Written problem: Pick out each line with the word "components" from the material that follows.
··· Data shown
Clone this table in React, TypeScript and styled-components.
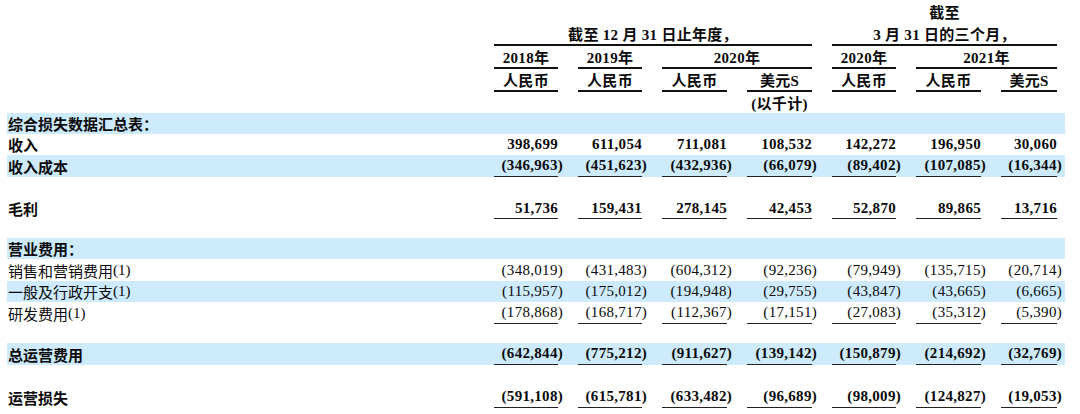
import React from "react";
import styled, { createGlobalStyle } from "styled-components";

const GlobalStyle = createGlobalStyle`
  html, body { margin: 0; padding: 0; background: #ffffff; }
  body {
    font-family: "Liberation Serif", "Noto Sans CJK SC", serif;
    color: #0a0a0a;
  }
`;

const COLS = "1fr 64px 64px 65px 65px 64px 65px 56px";

const Table = styled.div`
  width: 1058px;
  margin-left: 7px;
  display: flex;
  flex-direction: column;
`;

const Row = styled.div<{ $h: number; $blue?: boolean; $mt?: number }>`
  display: grid;
  grid-template-columns: ${COLS};
  column-gap: 20px;
  padding: 0 8px 0 1px;
  height: ${(p) => p.$h}px;
  margin-top: ${(p) => p.$mt ?? 0}px;
  background: ${(p) => (p.$blue ? "#cdebfc" : "transparent")};
`;

const HeadCell = styled.div<{ $col: number; $span?: number; $line?: boolean }>`
  grid-column: ${(p) => p.$col} / span ${(p) => p.$span ?? 1};
  display: flex;
  align-items: center;
  justify-content: center;
  font-size: 15px;
  font-weight: 700;
  letter-spacing: 0.3px;
  white-space: nowrap;
  border-bottom: ${(p) => (p.$line ? "2px solid #111" : "none")};
`;

const Label = styled.div<{ $bold?: boolean }>`
  grid-column: 1;
  display: flex;
  align-items: center;
  font-size: 15px;
  font-weight: ${(p) => (p.$bold ? 700 : 400)};
  white-space: nowrap;
`;

const Note = styled.span`
  font-family: "Liberation Serif", serif;
  font-size: 15px;
`;

const Num = styled.div<{ $bold?: boolean; $line?: boolean }>`
  display: flex;
  align-items: center;
  justify-content: flex-end;
  font-family: "Liberation Serif", serif;
  font-size: 15px;
  font-weight: ${(p) => (p.$bold ? 700 : 400)};
  letter-spacing: 0.3px;
  white-space: nowrap;
  border-bottom: ${(p) => (p.$line ? "1px solid #222" : "none")};
`;

const Paren = styled.span`
  margin-right: -5px;
`;

type DataRow = {
  label: string;
  note?: boolean;
  values?: string[];
  bold?: boolean;
  blue?: boolean;
  line?: boolean;
  h: number;
};

const rows: DataRow[] = [
  { label: "综合损失数据汇总表：", bold: true, blue: true, h: 21 },
  { label: "收入", bold: true, h: 21, values: ["398,699", "611,054", "711,081", "108,532", "142,272", "196,950", "30,060"] },
  { label: "收入成本", bold: true, blue: true, line: true, h: 22, values: ["(346,963)", "(451,623)", "(432,936)", "(66,079)", "(89,402)", "(107,085)", "(16,344)"] },
  { label: "", h: 21 },
  { label: "毛利", bold: true, line: true, h: 21, values: ["51,736", "159,431", "278,145", "42,453", "52,870", "89,865", "13,716"] },
  { label: "", h: 19 },
  { label: "营业费用：", bold: true, blue: true, h: 21 },
  { label: "销售和营销费用", note: true, h: 22, values: ["(348,019)", "(431,483)", "(604,312)", "(92,236)", "(79,949)", "(135,715)", "(20,714)"] },
  { label: "一般及行政开支", note: true, blue: true, h: 21, values: ["(115,957)", "(175,012)", "(194,948)", "(29,755)", "(43,847)", "(43,665)", "(6,665)"] },
  { label: "研发费用", note: true, line: true, h: 22, values: ["(178,868)", "(168,717)", "(112,367)", "(17,151)", "(27,083)", "(35,312)", "(5,390)"] },
  { label: "", h: 19 },
  { label: "总运营费用", bold: true, blue: true, line: true, h: 22, values: ["(642,844)", "(775,212)", "(911,627)", "(139,142)", "(150,879)", "(214,692)", "(32,769)"] },
  { label: "", h: 21 },
  { label: "运营损失", bold: true, line: true, h: 22, values: ["(591,108)", "(615,781)", "(633,482)", "(96,689)", "(98,009)", "(124,827)", "(19,053)"] },
];

function NumValue({ v }: { v: string }) {
  if (v.startsWith("(")) {
    return (
      <>
        {v.slice(0, -1)}
        <Paren>)</Paren>
      </>
    );
  }
  return <>{v}</>;
}

export default function App() {
  return (
    <>
      <GlobalStyle />
      <Table>
        <Row $h={23}>
          <HeadCell $col={6} $span={3}>截至</HeadCell>
        </Row>
        <Row $h={21}>
          <HeadCell $col={2} $span={4} $line>截至 12 月 31 日止年度，</HeadCell>
          <HeadCell $col={6} $span={3} $line>3 月 31 日的三个月，</HeadCell>
        </Row>
        <Row $h={21} $mt={2}>
          <HeadCell $col={2} $line>2018年</HeadCell>
          <HeadCell $col={3} $line>2019年</HeadCell>
          <HeadCell $col={4} $span={2} $line>2020年</HeadCell>
          <HeadCell $col={6} $line>2020年</HeadCell>
          <HeadCell $col={7} $span={2} $line>2021年</HeadCell>
        </Row>
        <Row $h={22} $mt={2}>
          <HeadCell $col={2} $line>人民币</HeadCell>
          <HeadCell $col={3} $line>人民币</HeadCell>
          <HeadCell $col={4} $line>人民币</HeadCell>
          <HeadCell $col={5} $line>美元S</HeadCell>
          <HeadCell $col={6} $line>人民币</HeadCell>
          <HeadCell $col={7} $line>人民币</HeadCell>
          <HeadCell $col={8} $line>美元S</HeadCell>
        </Row>
        <Row $h={22}>
          <HeadCell $col={5}>(以千计)</HeadCell>
        </Row>
        {rows.map((r, i) => (
          <Row key={i} $h={r.h} $blue={r.blue}>
            <Label $bold={r.bold}>
              {r.label}
              {r.note && <Note>(1)</Note>}
            </Label>
            {r.values?.map((v, j) => (
              <Num key={j} $bold={r.bold} $line={r.line}>
                <NumValue v={v} />
              </Num>
            ))}
          </Row>
        ))}
      </Table>
    </>
  );
}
······
Written solution:
Clone this table in React, TypeScript and styled-components.
import styled, { createGlobalStyle } from "styled-components";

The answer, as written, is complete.